One observer recalled that in the Transvaal:  ‘…the people were not only perfectly willing to go to war, but that they absolutely wished for it… [one Boer told him] “We look on fighting the English as a picnic. In some of the Kaffir wars we had a little trouble, but in the Vryheids Oorlog [the first Boer War] we simply potted the Rooineks as they streamed across the veldt in their red jackets, without the slightest danger to ourselves.” They had the utmost contempt for Tommy Atkins and his leaders, many of them bragging that the only thing that deterred them from advocating war instanter was the thought that they would have to kill so many of the soldiers, with whom individually they said there was no quarrel.’[xx]

A resident of Bethal remembered his fellow townsmen’s similar pre-war boast:
‘One of us shall drive three score, and five a thousand drive …’[xxi]
This supreme arrogance was again in evidence when the Bethal Commando mustered and rode out to the front. After offering prayers, the Commando
‘…rode out in the early morning, in all kinds of clothes, with saddlebags slung over the front of their saddles, all full of hope and big talk of driving the Rooineks into the sea.’[xxii]
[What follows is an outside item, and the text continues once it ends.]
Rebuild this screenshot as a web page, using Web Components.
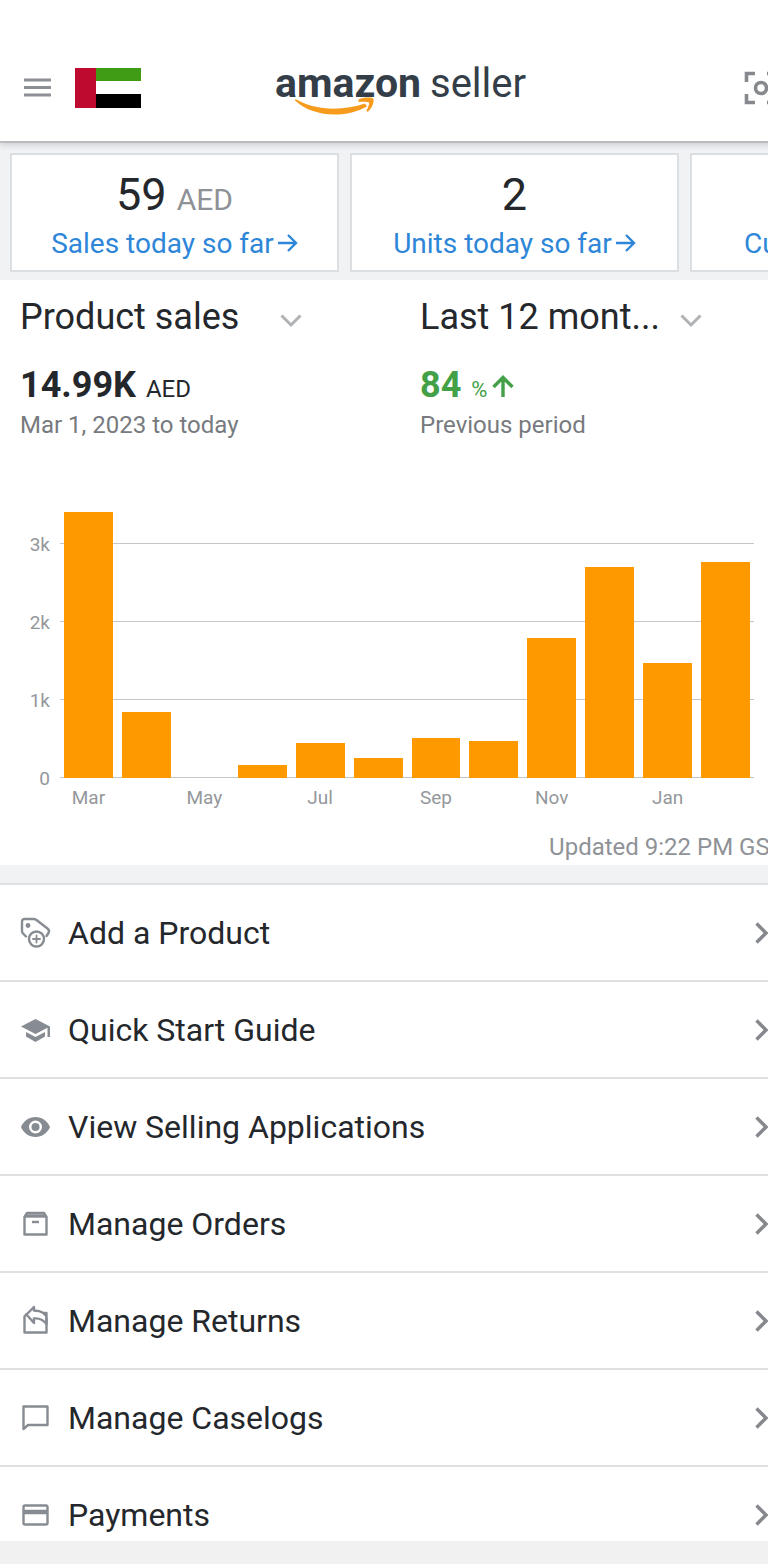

The veteran war correspondent, Bennet Burleigh, shared a train compartment with men of the Middelburg Commando as they headed excitedly to Natal to join the invasion. Burleigh described his travelling companions as ‘…an excellent yeoman type of burghers, the best among the Boers, simple good-hearted fellows, with a foolish belief that England was a wretched and cowardly country they could put down any day. They were going to invade Natal, eat fish in Durban, and then, if the English did not submit to be thrashed, sail over to London and finish the job! It is sorrowful to think that so few of them realized what they were under-taking.’[xxiii]

So no: it is not in any way unreasonable to describe Kruger, his inner-circle and many of his followers, as ‘ignorant, backveldt Boers’. Nor is it unreasonable to state that they jauntily embarked on their ‘Crusade’ absolutely certain both of victory, and in the righteousness of their cause. Indeed, to claim anything else would be simply to deny all the evidence.

Secondly, to point out that the Presidents of the Boer republics made a gross geopolitical miscalculation when they attacked the British Empire is hardly some sort of unspeakable insult, or outlandish utterance. Nor is it to suggest that they are the only leaders in history to have ever misjudged a situation, or over-confidently embarked on what, in hindsight, looks a completely unwinnable war.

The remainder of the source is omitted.